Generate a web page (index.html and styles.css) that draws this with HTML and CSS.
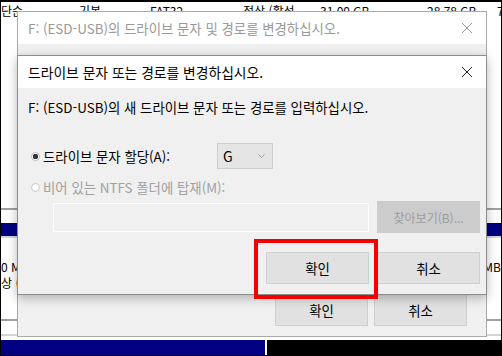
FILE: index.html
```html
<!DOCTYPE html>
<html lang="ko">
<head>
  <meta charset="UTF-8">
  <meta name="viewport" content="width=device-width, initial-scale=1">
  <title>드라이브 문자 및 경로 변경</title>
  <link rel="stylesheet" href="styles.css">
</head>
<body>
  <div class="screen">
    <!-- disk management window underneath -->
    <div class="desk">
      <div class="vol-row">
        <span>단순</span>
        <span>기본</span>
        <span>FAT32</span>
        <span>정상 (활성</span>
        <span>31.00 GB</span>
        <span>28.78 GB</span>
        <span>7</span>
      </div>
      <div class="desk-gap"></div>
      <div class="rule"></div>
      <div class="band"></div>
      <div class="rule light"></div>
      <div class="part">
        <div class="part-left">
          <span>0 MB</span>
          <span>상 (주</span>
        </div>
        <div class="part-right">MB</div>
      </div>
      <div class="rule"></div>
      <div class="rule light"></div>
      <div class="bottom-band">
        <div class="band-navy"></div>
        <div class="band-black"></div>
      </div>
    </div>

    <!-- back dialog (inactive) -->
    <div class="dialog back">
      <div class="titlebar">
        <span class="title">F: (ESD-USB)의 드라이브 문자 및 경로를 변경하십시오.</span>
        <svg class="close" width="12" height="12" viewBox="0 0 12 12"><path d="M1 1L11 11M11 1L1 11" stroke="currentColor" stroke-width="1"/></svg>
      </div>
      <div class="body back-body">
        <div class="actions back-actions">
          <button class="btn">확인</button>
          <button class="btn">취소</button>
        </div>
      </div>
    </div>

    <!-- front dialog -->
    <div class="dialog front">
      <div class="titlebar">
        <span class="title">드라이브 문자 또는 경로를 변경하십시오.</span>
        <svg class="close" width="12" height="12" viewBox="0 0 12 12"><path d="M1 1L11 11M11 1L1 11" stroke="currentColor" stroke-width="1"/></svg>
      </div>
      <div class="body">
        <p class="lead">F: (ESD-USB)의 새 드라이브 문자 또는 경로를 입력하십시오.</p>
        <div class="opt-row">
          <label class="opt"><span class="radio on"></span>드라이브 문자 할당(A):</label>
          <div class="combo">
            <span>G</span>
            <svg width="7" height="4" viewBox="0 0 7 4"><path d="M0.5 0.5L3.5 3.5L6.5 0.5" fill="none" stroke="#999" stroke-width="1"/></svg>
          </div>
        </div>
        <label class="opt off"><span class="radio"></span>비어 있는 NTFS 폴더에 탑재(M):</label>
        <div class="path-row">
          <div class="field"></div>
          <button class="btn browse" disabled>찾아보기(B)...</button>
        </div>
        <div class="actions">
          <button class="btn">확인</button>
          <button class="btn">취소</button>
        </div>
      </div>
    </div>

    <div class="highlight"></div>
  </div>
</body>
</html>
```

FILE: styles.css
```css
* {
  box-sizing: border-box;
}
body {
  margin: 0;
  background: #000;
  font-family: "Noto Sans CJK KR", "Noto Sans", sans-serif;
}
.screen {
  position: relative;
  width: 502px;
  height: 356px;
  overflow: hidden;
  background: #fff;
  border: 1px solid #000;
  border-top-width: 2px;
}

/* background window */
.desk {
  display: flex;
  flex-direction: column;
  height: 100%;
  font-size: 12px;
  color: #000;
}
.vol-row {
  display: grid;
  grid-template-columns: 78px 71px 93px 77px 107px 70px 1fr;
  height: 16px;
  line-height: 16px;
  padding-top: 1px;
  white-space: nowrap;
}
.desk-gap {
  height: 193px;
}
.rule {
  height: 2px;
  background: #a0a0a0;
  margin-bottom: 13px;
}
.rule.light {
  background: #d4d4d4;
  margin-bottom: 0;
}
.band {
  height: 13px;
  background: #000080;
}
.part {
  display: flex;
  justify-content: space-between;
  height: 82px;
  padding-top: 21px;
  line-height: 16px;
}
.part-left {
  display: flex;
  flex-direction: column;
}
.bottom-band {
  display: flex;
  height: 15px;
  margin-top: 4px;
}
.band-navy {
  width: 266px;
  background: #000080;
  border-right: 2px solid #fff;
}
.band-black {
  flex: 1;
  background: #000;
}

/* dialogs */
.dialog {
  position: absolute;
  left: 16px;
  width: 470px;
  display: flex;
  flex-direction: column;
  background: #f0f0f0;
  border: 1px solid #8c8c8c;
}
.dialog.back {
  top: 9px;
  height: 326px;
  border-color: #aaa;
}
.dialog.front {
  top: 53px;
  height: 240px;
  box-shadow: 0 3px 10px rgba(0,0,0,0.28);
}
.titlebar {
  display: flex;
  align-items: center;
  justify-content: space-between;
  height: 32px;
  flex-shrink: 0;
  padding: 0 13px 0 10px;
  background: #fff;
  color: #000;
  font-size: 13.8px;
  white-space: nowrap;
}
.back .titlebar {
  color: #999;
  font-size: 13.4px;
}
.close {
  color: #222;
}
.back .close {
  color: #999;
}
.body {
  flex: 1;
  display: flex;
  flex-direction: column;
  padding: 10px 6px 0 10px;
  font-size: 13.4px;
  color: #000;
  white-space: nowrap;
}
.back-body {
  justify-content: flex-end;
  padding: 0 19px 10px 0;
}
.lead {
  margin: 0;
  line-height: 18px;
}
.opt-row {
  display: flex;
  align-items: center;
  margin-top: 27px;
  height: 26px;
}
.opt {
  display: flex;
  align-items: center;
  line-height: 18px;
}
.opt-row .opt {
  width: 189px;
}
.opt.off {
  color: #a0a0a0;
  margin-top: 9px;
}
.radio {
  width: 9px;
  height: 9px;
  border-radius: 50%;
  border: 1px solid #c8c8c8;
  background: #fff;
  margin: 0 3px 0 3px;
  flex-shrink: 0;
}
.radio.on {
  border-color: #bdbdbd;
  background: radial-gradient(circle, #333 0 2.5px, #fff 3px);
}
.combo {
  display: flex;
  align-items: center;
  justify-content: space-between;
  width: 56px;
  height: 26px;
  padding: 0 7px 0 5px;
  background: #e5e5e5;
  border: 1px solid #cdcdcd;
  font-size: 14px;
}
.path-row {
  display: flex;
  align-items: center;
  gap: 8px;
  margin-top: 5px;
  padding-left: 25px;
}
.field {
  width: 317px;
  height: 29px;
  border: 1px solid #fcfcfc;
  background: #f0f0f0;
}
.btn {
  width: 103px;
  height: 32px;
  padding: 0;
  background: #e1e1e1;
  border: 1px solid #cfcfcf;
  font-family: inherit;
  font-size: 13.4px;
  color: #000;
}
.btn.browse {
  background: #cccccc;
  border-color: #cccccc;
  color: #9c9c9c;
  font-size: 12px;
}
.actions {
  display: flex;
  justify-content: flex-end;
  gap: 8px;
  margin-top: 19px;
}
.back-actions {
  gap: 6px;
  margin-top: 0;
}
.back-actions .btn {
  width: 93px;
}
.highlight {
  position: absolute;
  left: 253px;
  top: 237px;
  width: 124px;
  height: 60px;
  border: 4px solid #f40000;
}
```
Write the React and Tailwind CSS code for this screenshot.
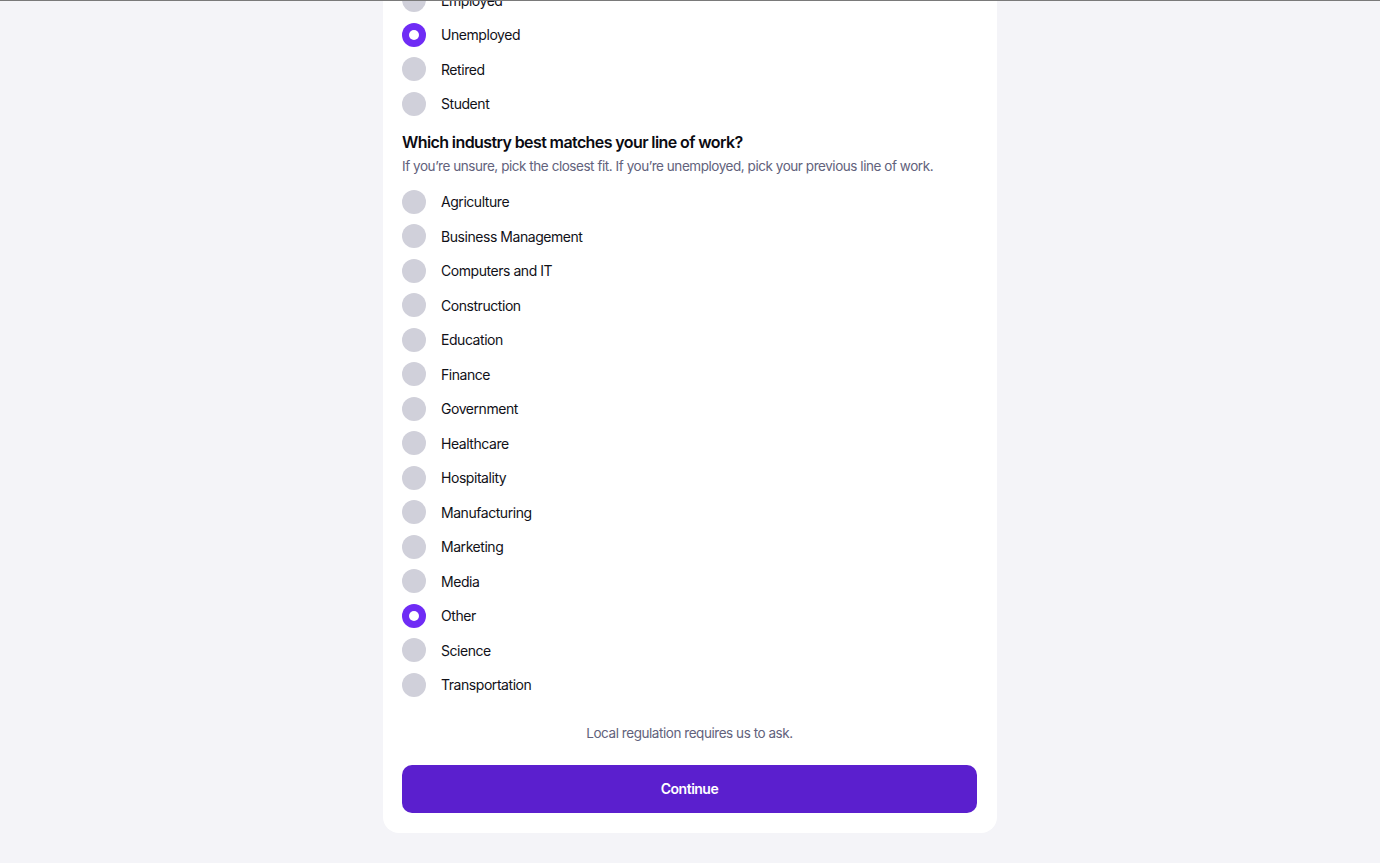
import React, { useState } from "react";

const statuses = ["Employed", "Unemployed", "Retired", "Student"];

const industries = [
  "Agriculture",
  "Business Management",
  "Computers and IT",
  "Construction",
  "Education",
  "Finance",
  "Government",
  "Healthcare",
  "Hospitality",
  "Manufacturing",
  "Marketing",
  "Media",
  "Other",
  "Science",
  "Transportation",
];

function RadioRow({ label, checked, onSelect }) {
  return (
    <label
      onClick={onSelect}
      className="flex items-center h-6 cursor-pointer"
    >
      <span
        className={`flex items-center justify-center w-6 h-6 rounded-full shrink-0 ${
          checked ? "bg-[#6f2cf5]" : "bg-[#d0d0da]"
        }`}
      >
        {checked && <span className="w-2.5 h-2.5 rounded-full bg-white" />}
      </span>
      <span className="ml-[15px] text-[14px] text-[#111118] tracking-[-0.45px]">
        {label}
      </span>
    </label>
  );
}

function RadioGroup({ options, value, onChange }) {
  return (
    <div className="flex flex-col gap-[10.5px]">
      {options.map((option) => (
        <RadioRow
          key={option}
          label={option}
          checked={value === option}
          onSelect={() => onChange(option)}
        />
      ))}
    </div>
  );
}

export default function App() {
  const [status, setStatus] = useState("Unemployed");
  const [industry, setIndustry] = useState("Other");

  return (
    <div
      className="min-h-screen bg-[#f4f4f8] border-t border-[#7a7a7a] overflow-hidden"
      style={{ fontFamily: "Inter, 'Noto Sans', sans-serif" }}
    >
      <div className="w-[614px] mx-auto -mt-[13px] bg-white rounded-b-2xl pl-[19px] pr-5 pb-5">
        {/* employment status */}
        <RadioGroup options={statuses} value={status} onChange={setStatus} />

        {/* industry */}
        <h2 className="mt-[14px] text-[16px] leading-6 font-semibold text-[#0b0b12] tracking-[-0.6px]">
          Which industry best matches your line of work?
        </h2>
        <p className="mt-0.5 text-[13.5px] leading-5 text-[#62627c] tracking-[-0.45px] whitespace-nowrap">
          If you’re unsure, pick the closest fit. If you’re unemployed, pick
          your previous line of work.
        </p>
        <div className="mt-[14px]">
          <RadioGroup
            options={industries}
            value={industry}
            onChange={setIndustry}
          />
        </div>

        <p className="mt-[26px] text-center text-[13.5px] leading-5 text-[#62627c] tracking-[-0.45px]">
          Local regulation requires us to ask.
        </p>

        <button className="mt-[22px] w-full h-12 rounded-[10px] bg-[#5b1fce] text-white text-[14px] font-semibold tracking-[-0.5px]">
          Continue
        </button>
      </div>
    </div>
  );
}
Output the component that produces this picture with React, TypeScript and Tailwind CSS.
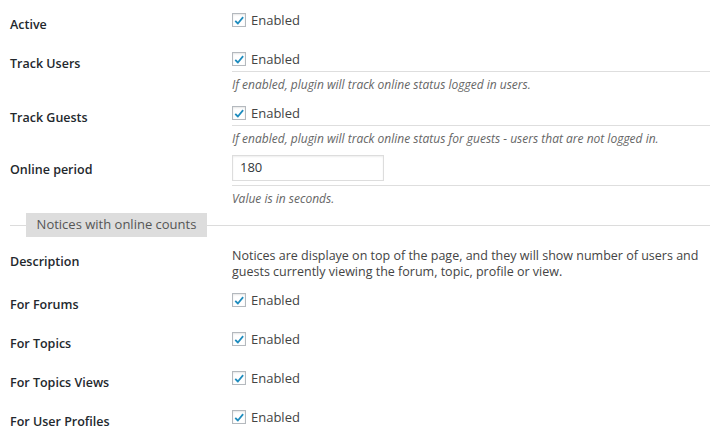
────
Your task is to gather all lines from the entries above that hold the word "this".

Generate a web page (index.html and styles.css) that draws this with HTML and CSS.
Write the React and Tailwind CSS code for this screenshot.
Output the component that produces this picture with React, TypeScript and Tailwind CSS.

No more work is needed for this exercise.